22.9.08

El padrecito, el topo, su mujer... y otras cosas de meter

Según el propio José Luis Cuerda, Los Girasoles Ciegos es el film del que se siente más orgulloso hasta el momento. Disintiendo con su opinión, encuentro mucho más cercano, emotivo y compacto La Lengua de las Mariposas, un título que posee varios puntos de contacto con la actual adaptación cinematográfica de la novela del desaparecido Alberto Méndez, empezando por la colaboración en el guión del llorado Rafael Azcona (a quien ha dedicado la película). pero que, al contrario que la protagonizada por Fernando Fernán Gómez, peca de un final en exceso conformista y muy poco creíble en referencia al destino de uno de sus personajes principales.

Mientras La Lengua de las Mariposas estaba ambientada justo antes de estallar la Guerra Civil, Los Girasoles Ciegos se sitúa en Orense en 1940, un año después de finalizar la contienda. Los de la posguerra fueron unos tiempos de oscurismo y terror. Militares y sotanas eran el claro símbolo de una España ciega de tanto tostarse cara al sol. Un país dividido, en el que los perdedores debían someterse a los caprichos de la política y los dictados de la religión. Un país en el que algún que otro republicano, atemorizado ante la posibilidad de caer en manos de los nacionales, decidió esconderse de por vida ya desde los incios del conflicto bélico, tal y como hizo Ricardo, un personaje clave en el film.

El citado Ricardo, su esposa Elena y Salvador -un diácono recién llegado del frente al que aún le faltan 12 meses para ser ordenado sacerdote-, forman un atípico triángulo al que hay que añadir la presencia del pequeño Lorenzo, el hijo menor fruto del matrimonio y, al mismo tiempo, alumno del eclesiástico. El topo, su mujer, su niño y el calentorro del padre Salvador; un religioso convencido de que Elena es una (tentadora) madre viuda a la que podría ofrecer consuelo.

En segunda línea, y totalmente desdibujados, avanzan hacia ninguna parte otros personajes (como la embarazada hija mayor de la pareja y su compañero) quienes, debido a su falta de definición sobre el papel, resultan totalmente innecesarios en relación a la trama central y que, en el fondo, tan sólo sirven para alargar unos cuantos minutejos el metraje.
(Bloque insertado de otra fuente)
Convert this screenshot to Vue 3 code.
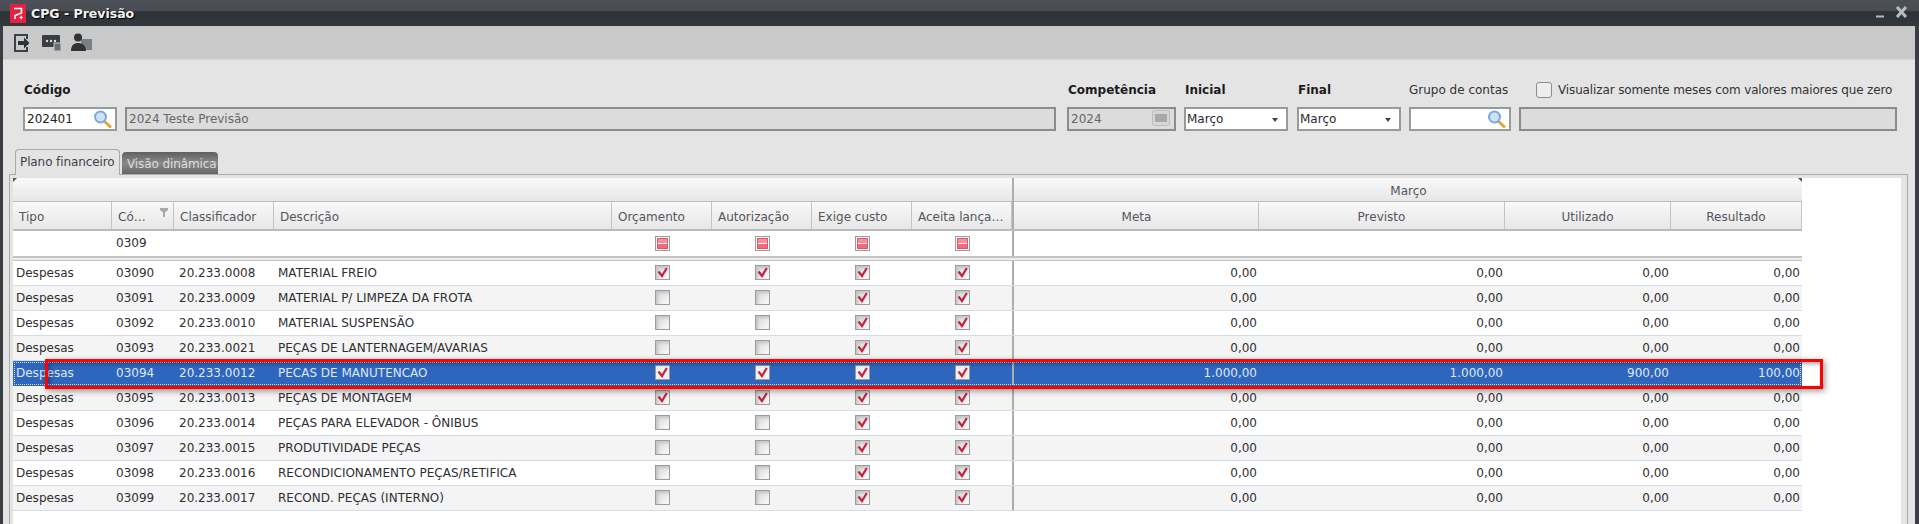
<script setup>
const rows = [
  ['03090', '20.233.0008', 'MATERIAL FREIO', [1, 1, 1, 1]],
  ['03091', '20.233.0009', 'MATERIAL P/ LIMPEZA DA FROTA', [0, 0, 1, 1]],
  ['03092', '20.233.0010', 'MATERIAL SUSPENSÃO', [0, 0, 1, 1]],
  ['03093', '20.233.0021', 'PEÇAS DE LANTERNAGEM/AVARIAS', [0, 0, 1, 1]],
  ['03094', '20.233.0012', 'PECAS DE MANUTENCAO', [1, 1, 1, 1], ['1.000,00', '1.000,00', '900,00', '100,00']],
  ['03095', '20.233.0013', 'PEÇAS DE MONTAGEM', [1, 1, 1, 1]],
  ['03096', '20.233.0014', 'PEÇAS PARA ELEVADOR - ÔNIBUS', [0, 0, 1, 1]],
  ['03097', '20.233.0015', 'PRODUTIVIDADE PEÇAS', [0, 0, 1, 1]],
  ['03098', '20.233.0016', 'RECONDICIONAMENTO PEÇAS/RETIFICA', [0, 0, 1, 1]],
  ['03099', '20.233.0017', 'RECOND. PEÇAS (INTERNO)', [0, 0, 1, 1]]
].map(([cod, cls, desc, checks, vals]) => ({
  cod, cls, desc, checks, vals: vals || ['0,00', '0,00', '0,00', '0,00'], selected: !!vals
}))
const flags = [0, 1, 2, 3]
const headLeft = ['Orçamento', 'Autorização', 'Exige custo', 'Aceita lança…']
const headRight = ['Meta', 'Previsto', 'Utilizado', 'Resultado']
</script>

<template>
  <div class="window">
    <header class="titlebar">
      <svg class="logo" width="16" height="19" viewBox="0 0 16 19">
        <rect width="16" height="19" fill="#e6213f" />
        <path d="M4 4.500h7.500v4.500L5 11.500v3.500" fill="none" stroke="#fff" stroke-width="1.600" />
        <path d="M9.500 13.500h3.500M11.200 11.800v3.500" fill="none" stroke="#fff" stroke-width="1.200" />
      </svg>
      <span class="title">CPG - Previsão</span>
      <span class="spacer"></span>
      <svg width="32" height="14" viewBox="0 0 32 14" class="controls">
        <path d="M0 11.500h8" stroke="#aeb8bf" stroke-width="2" />
        <path d="M21 2l9 10M30 2l-9 10" stroke="#b4bec5" stroke-width="3" />
      </svg>
    </header>

    <div class="frame">
      <div class="body">
        <div class="toolbar">
          <svg width="17" height="20" viewBox="0 0 17 20">
            <path d="M14 6V2H2v16h12v-4" fill="none" stroke="#3c4144" stroke-width="2" />
            <path d="M5 8h6V4.500l5.500 5.500-5.500 5.500V12H5z" fill="#2e3236" />
          </svg>
          <svg class="t2" width="20" height="18" viewBox="0 0 20 18">
            <rect y="1" width="18" height="12" rx="1" fill="#3a3e42" />
            <circle cx="5" cy="7" r="1.200" fill="#ddd" /><circle cx="9" cy="7" r="1.200" fill="#ddd" /><circle cx="13" cy="7" r="1.200" fill="#ddd" />
            <rect x="12" y="9" width="7" height="8" fill="#6a6e72" stroke="#c8c8c8" />
          </svg>
          <svg class="t3" width="21" height="18" viewBox="0 0 21 18">
            <rect x="10" y="6" width="11" height="11" fill="#7b7f82" />
            <circle cx="7" cy="4.500" r="4" fill="#2f3336" />
            <path d="M0 18c0-6 3-8 7-8s8 2 8 8z" fill="#2f3336" />
          </svg>
        </div>

        <div class="form">
          <label class="lbl strong">Código</label>
          <span></span>
          <label class="lbl strong">Competência</label>
          <label class="lbl strong">Inicial</label>
          <label class="lbl strong">Final</label>
          <label class="lbl">Grupo de contas</label>
          <label class="lbl check-lbl"><span class="round-check"></span>Visualizar somente meses com valores maiores que zero</label>

          <div class="cell g8">
            <div class="input">202401
              <svg class="lens" width="19" height="18" viewBox="0 0 19 18">
                <path d="M11 11l6 5.500" stroke="#e3a23c" stroke-width="3" stroke-linecap="round" />
                <circle cx="7.500" cy="7" r="5.500" fill="#cfe2f7" stroke="#7aa9e0" stroke-width="2" />
              </svg>
            </div>
          </div>
          <div class="cell g11"><div class="input off">2024 Teste Previsão</div></div>
          <div class="cell g8">
            <div class="input off">2024
              <svg class="cal" width="18" height="16" viewBox="0 0 18 16">
                <rect x=".5" y=".5" width="17" height="15" rx="2" fill="#d6d6d6" stroke="#bdbdbd" />
                <rect x="3" y="4" width="12" height="8" fill="#a8a8a8" />
              </svg>
            </div>
          </div>
          <div class="cell g9"><div class="input sel">Março<i class="arrow"></i></div></div>
          <div class="cell g8"><div class="input sel">Março<i class="arrow"></i></div></div>
          <div class="cell g8">
            <div class="input">
              <svg class="lens" width="19" height="18" viewBox="0 0 19 18">
                <path d="M11 11l6 5.500" stroke="#e3a23c" stroke-width="3" stroke-linecap="round" />
                <circle cx="7.500" cy="7" r="5.500" fill="#cfe2f7" stroke="#7aa9e0" stroke-width="2" />
              </svg>
            </div>
          </div>
          <div class="cell"><div class="input off"></div></div>
        </div>

        <div class="tabs">
          <div class="tab active">Plano financeiro</div>
          <div class="tab">Visão dinâmica</div>
        </div>

        <div class="panel">
          <div class="table">
            <div class="row head group">
              <div class="span-left"></div>
              <div class="sep"></div>
              <div class="span-right">Março</div>
            </div>
            <div class="row head names">
              <div class="th">Tipo</div>
              <div class="th">Có…
                <svg class="funnel" width="8" height="9" viewBox="0 0 8 9"><path d="M0 0h8v2L5 4.500V9H3V4.500L0 2z" fill="#a9a9a9" /></svg>
              </div>
              <div class="th">Classificador</div>
              <div class="th">Descrição</div>
              <div v-for="h in headLeft" :key="h" class="th">{{ h }}</div>
              <div class="sep"></div>
              <div v-for="h in headRight" :key="h" class="th center">{{ h }}</div>
            </div>
            <div class="row filter">
              <div></div>
              <div class="td cod">0309</div>
              <div></div><div></div>
              <div v-for="f in flags" :key="f" class="mid"><span class="box mixed"><i></i></span></div>
              <div class="sep"></div>
              <div></div><div></div><div></div><div></div>
            </div>
            <div class="divider"></div>
            <div
              v-for="(r, i) in rows"
              :key="r.cod"
              class="row data"
              :class="{ odd: i % 2 === 1, selected: r.selected }"
            >
              <div class="td tipo">Despesas</div>
              <div class="td cod">{{ r.cod }}</div>
              <div class="td cls">{{ r.cls }}</div>
              <div class="td desc">{{ r.desc }}</div>
              <div v-for="f in flags" :key="f" class="mid">
                <span class="box">
                  <svg v-if="r.checks[f]" width="11" height="11" viewBox="0 0 11 11">
                    <path d="M1.500 4.500L5 9l4.800-8" fill="none" stroke="#c5223f" stroke-width="2.200" />
                  </svg>
                </span>
              </div>
              <div class="sep"></div>
              <div v-for="(v, n) in r.vals" :key="n" class="td num">{{ v }}</div>
            </div>
          </div>
        </div>
      </div>
    </div>

    <div class="highlight"></div>
  </div>
</template>

<style scoped>
.window {
  position: relative;
  width: 1919px;
  height: 524px;
  overflow: hidden;
  display: flex;
  flex-direction: column;
  font-family: "DejaVu Sans", sans-serif;
  font-size: 12px;
  color: #2f2f33;
  background: #3a3d42;
}
.titlebar {
  height: 26px;
  flex: none;
  display: flex;
  align-items: center;
  padding: 0 11px 0 10px;
  box-sizing: border-box;
  background: linear-gradient(#4d5157 0, #4a4e54 40%, #2f3237 45%, #34373c 100%);
}
.logo { flex: none; }
.title {
  margin-left: 5px;
  font-size: 12.5px;
  font-weight: 700;
  color: #f2f2f2;
  text-shadow: 1px 1px 1px #000;
}
.spacer { flex: 1; }
.controls { margin-bottom: 2px; }
.frame {
  flex: 1;
  min-height: 0;
  padding: 0 4px 0 3px;
  background: #3a3d42;
}
.body {
  height: 100%;
  background: #e4e4e4;
  overflow: hidden;
}
.toolbar {
  height: 34px;
  box-sizing: border-box;
  padding: 7px 0 0 10px;
  display: flex;
  gap: 12px;
  align-items: flex-start;
  background: #c9c9c9;
  border-bottom: 1px solid #d6d6d6;
}
.t2 { margin-top: 1px; }
.t3 { margin-left: -3px; }
.form {
  display: grid;
  grid-template-columns: 102px 942px 117px 113px 112px 110px 378px;
  grid-template-rows: 20px 24px;
  row-gap: 7px;
  padding: 20px 0 0 20px;
}
.lbl {
  display: flex;
  align-items: center;
  color: #333;
  white-space: nowrap;
}
.strong { font-weight: 700; color: #1c1c20; padding-left: 1px; }
.check-lbl { padding-left: 17px; gap: 6px; letter-spacing: -.13px; }
.round-check {
  width: 14px;
  height: 14px;
  border: 1px solid #8c8c8c;
  border-radius: 3px;
  background: #eee;
}
.g8 { padding-right: 8px; }
.g9 { padding-right: 9px; }
.g11 { padding-right: 11px; }
.input {
  position: relative;
  height: 24px;
  box-sizing: border-box;
  border: 2px solid #9a9a9a;
  background: #fff;
  padding-left: 2px;
  line-height: 20px;
  color: #222;
  white-space: nowrap;
}
.off {
  background: #dcdcdc;
  border-color: #8c8c8c;
  color: #666;
}
.sel { padding-left: 1px; color: #2a2a35; }
.lens { position: absolute; right: 3px; top: 1px; }
.cal { position: absolute; right: 4px; top: 1px; }
.arrow {
  position: absolute;
  right: 8px;
  top: 9px;
  border: 3px solid transparent;
  border-top: 4px solid #444;
  border-bottom: 0;
}
.tabs {
  margin-top: 18px;
  height: 25px;
  padding-left: 12px;
  display: flex;
  align-items: flex-end;
  gap: 2px;
}
.tab {
  height: 22px;
  box-sizing: border-box;
  padding: 1px 4px 0 5px;
  line-height: 22px;
  width: 96px;
  color: #ddd;
  letter-spacing: -.1px;
  white-space: nowrap;
  overflow: hidden;
  border-radius: 4px 4px 0 0;
  background: linear-gradient(#5f5f5f, #8a8a8a 50%, #666);
}
.tab.active {
  height: 26px;
  width: 105px;
  margin-bottom: -1px;
  position: relative;
  z-index: 1;
  line-height: 24px;
  padding: 0 0 0 4px;
  color: #41414b;
  background: #e4e4e4;
  border: 1px solid #aaa;
  border-bottom: 0;
}
.panel {
  position: relative;
  margin: 0 7px 0 6px;
  height: 400px;
  box-sizing: border-box;
  border: 1px solid #aaa;
  padding: 3px 6px 0 3px;
}
.panel::before {
  content: "";
  position: absolute;
  left: 3px;
  top: 3px;
  z-index: 1;
  border-top: 4px solid #555;
  border-right: 4px solid transparent;
}
.table {
  height: 100%;
  background: #fff;
}
.row {
  display: grid;
  grid-template-columns: 99px 62px 100px 338px 100px 100px 100px 100px 3px 244px 246px 166px 131px;
  width: 1789px;
  box-sizing: border-box;
}
.head { background: linear-gradient(#f9f9f9, #e7e7e7); color: #55555c; }
.group { height: 24px; border-bottom: 1px solid #bcbcbc; line-height: 26px; }
.span-left { grid-column: 1 / 9; }
.span-right { grid-column: 10 / 14; text-align: center; position: relative; }
.span-right::after {
  content: "";
  position: absolute;
  right: 0;
  top: 0;
  border-top: 4px solid #555;
  border-left: 4px solid transparent;
}
.names { height: 29px; border-bottom: 2px solid #bcbcbc; line-height: 31px; }
.th {
  position: relative;
  padding-left: 6px;
  border-right: 1px solid #c4c4c4;
  white-space: nowrap;
  overflow: hidden;
}
.th.center { padding-left: 0; text-align: center; }
.funnel { position: absolute; right: 5px; top: 6px; }
.sep {
  background: #fff;
  border-left: 2px solid #adadad;
}
.head .sep { background: transparent; }
.filter { height: 25px; }
.divider {
  width: 1789px;
  height: 5px;
  box-sizing: border-box;
  border-top: 2px solid #c4c4c4;
  border-bottom: 1px solid #c4c4c4;
  background: #eee;
}
.filter > *, .data > * { min-width: 0; }
.data {
  height: 25px;
  border-bottom: 1px solid #d5dcec;
  line-height: 24px;
}
.odd { background: #f4f4f4; }
.odd .sep { background: #f4f4f4; }
.selected {
  background: #2f66bd;
  color: #dfe6f4;
  outline: 1px dotted #c8d8f0;
  outline-offset: -2px;
  border-bottom-color: #2f66bd;
}
.selected .sep { background: #2f66bd; }
.td { white-space: nowrap; }
.filter .td { line-height: 24px; }
.tipo { padding-left: 3px; }
.cod { padding-left: 4px; }
.cls { padding-left: 5px; }
.desc { padding-left: 4px; }
.num { text-align: right; padding-right: 2px; }
.mid { display: flex; align-items: center; justify-content: center; padding-bottom: 1px; }
.box {
  width: 15px;
  height: 15px;
  box-sizing: border-box;
  display: flex;
  align-items: center;
  justify-content: center;
  border: 1px solid #9c9c9c;
  box-shadow: inset 2px 2px 3px #c4c4c4;
  background: linear-gradient(135deg, #d6d6d6, #fbfbfb);
}
.selected .box { background: #f1f1f1; box-shadow: none; }
.mixed { background: #fff; box-shadow: none; }
.mixed i {
  display: block;
  width: 11px;
  height: 11px;
  background: linear-gradient(#f6909f 0, #f6909f 45%, #fff 45%, #fff 58%, #f4687e 58%);
  border: 1px solid #e0536a;
  box-sizing: border-box;
}
.highlight {
  position: absolute;
  left: 45px;
  top: 359px;
  width: 1778px;
  height: 30px;
  box-sizing: border-box;
  border: 3px solid #f00;
  box-shadow: 2px 2px 6px rgba(0, 0, 0, .4), inset 2px 2px 4px rgba(0, 0, 0, .35);
  pointer-events: none;
}
</style>

<style>
html, body { margin: 0; overflow: hidden; }
</style>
Los Girasoles Ciegos no ofrece nada nuevo a un género que en España fue, y sigue siendo, el pan nuestro de cada día para muchos directores. La guerra y las miserias de la posguerra; una propuesta que empieza a resultar cansina y que, en general, siempre gira sobre los mismos elementos. De hecho, lo más remarcable del trabajo de Cuerda estriba en su perfecta dirección escénica y artística, capaz de transportar al patio de butacas hasta las calles de una Orense provinciana y de total credibilidad, tanto por su aspecto visual como por el insinuado retrato de los usos y costumbres de unos habitantes que vivían en la incerteza total.


Maribel Verdú, en su plena madurez interpretativa, construye a la perfección a una mujer insatisfecha y cansada de vivir aferrada a una mentira, al tiempo que un irregular e inexpresivo Javier Cámara no acaba de encajar en el rol de Ricardo, un tipo que se desenvuelve (siempre en pijama) entre la cobardía y la testarudez ideológica (aunque decantándose ampliamente por lo primero.)

Dejando a un lado la repelente y cargante actuación del pequeño Roger Princep (el mismo niño que protagonizara El Orfanato), interpretativamente hablando, lo mejor de la cinta se localiza en la sorprendente recreación que del padrecito Salvador hace un desconocido Raúl Arévalo. Y digo desconocido porque, por vez primera y alejándose de los quincorros a los que suele encarnar, cambia por completo de registro y logra dotar a su obsesionado diácono de un sinfín de matices que ayudan a comprender mejor la lucha interna de un ser que, temiendo a la condenación eterna por el pecado de la carne, se muestra dispuesto a todo con tal de catar la manzana de esa Eva con el rostro de Maribel Verdú. Curiosamente, con su labor, el personaje más oscuro y resbaladizo del film se convierte en el más atractivo para el espectador, desbancando incluso la fuerza innata que siempre ha caracterizado los trabajos de su partenaire femenina.

Mas (y sin profundizar) sobre esa España funesta que, para bien o para mal, se ha convertido en recurso fácil para muchos cineastas, empezando por el mismo José Luis Cuerda, un hombre que se movía de forma más cómoda y convincente con sus primeras comedias; aquellas en las que, a golpe de surrealismo, esbozó algunos de los mejores retratos costumbristas de nuestra piel de toro más rural.